De acordo com o gerente de Inteligência da Overhaul, Reginaldo Catarino, a onda crescente no roubos de cargas no país está relacionada à condição de mercado emergente e com o comportamento de consumo tolerante à informalidade.
Para o RS, o relatório demonstra que 72% dos crimes ocorrem em rodovias, 23% em vias urbanas e 5% na sede das empresas. A distribuição por turno aponta que 64% acontecem entre manhã e tarde, e 36% ocorrem durante a noite e a madrugada. Terças-feiras (26%) e sextas (19%) são os dias com maior incidência.
As cargas preferidas
Detalhamento do estudo mostra que tabaco (31,04%), produtos agrícolas (24,14%) e eletroeletrônicos (10,34%) lideram a listagem dos bens mais cobiçados. Entre os produtos do agronegócio, 64% são defensivos, 29% são grãos e 7% são cargas diversas de produtos agrícolas. A Overhaul menciona no documento que veículos também são subtraídos e, prevalentemente, desmanchados para venda avulsa de peças.
Transportadoras: sensação de insegurança
Empresários sustentam que a sensação de insegurança permanece, apesar dos dados positivos. Para o presidente do Sindicato das Empresas de Transportes de Carga e Logística do RS (Setcergs), Sérgio Gabardo, a circulação de cargas pelas rodovias enfrenta o risco pela precariedade nos pontos de parada para refeições e descanso.
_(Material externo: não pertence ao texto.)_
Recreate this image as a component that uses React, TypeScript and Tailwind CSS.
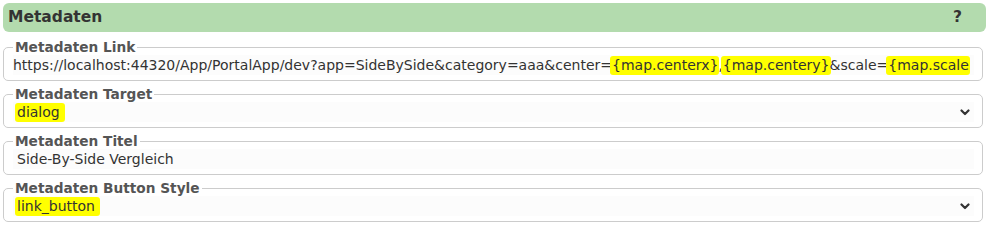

— Existe um sentimento de tensão, sobretudo sobre aqueles trabalhadores que conduzem cargas valiosas e caminhões de grande porte (valor elevado de mercado). Não contestamos os dados oficiais, mas a insegurança é um componente que impacta no custo das operações, afasta motoristas da atividade e aumenta o valor dos seguros, tanto para cargas, quanto para veículos — descreve Gabardo.
Segundo o presidente do Setcergs, a frota nacional de transportadores de cargas é superior a 40 mil caminhões.